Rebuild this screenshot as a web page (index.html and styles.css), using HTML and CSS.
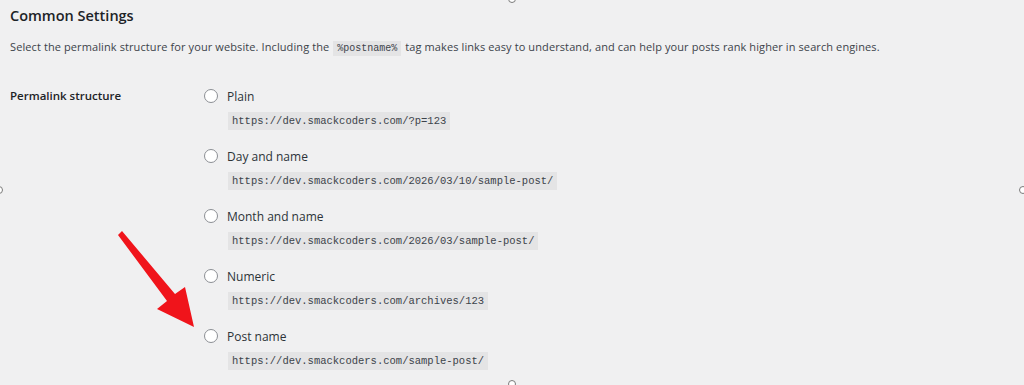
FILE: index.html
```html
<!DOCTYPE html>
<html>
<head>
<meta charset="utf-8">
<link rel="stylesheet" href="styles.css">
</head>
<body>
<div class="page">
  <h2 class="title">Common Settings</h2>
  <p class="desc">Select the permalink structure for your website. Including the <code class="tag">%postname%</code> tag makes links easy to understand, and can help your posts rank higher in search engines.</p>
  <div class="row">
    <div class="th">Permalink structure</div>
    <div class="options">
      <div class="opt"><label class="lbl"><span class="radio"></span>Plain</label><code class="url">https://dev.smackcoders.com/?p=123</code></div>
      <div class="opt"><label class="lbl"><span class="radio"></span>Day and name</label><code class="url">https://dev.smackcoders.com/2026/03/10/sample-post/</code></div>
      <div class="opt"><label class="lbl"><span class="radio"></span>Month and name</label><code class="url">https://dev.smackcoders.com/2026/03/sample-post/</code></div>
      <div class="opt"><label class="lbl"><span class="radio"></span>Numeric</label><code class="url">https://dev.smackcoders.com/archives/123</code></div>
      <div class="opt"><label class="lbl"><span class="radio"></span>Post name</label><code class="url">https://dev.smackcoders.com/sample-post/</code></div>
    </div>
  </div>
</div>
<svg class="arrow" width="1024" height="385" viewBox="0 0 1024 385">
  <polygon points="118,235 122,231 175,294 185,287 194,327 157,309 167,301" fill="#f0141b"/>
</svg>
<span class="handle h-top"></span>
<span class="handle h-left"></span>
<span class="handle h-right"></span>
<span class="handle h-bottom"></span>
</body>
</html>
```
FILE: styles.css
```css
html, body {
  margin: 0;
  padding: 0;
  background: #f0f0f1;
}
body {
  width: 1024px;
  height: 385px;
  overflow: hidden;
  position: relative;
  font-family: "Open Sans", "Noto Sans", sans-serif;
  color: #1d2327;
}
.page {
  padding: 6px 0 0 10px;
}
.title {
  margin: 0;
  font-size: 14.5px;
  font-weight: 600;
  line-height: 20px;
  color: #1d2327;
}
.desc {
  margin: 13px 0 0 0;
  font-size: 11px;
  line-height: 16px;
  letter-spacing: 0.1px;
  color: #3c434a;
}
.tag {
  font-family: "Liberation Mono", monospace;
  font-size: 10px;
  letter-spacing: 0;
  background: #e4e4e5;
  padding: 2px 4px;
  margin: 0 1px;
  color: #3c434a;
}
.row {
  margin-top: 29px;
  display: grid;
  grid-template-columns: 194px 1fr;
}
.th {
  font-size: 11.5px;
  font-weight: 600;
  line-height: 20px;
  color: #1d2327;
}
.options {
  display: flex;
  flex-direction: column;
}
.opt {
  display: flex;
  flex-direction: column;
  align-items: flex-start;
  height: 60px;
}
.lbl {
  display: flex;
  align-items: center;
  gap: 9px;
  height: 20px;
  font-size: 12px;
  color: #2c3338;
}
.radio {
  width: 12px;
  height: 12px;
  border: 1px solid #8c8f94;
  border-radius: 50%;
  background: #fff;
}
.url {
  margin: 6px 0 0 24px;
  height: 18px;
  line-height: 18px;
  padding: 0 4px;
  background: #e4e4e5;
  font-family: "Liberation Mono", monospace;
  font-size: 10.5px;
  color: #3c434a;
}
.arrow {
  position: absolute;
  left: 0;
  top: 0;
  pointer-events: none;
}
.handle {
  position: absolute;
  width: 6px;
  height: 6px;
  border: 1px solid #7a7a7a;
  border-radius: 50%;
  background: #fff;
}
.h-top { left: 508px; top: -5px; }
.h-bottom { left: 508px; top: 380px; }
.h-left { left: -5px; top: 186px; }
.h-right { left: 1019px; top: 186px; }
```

- - -

**INSTRUCTION**. Gather up the lines that contain the word "styles".

**RESULT OF THE TASK**.
Rebuild this screenshot as a web page (index.html and styles.css), using HTML and CSS.
<link rel="stylesheet" href="styles.css">
FILE: styles.css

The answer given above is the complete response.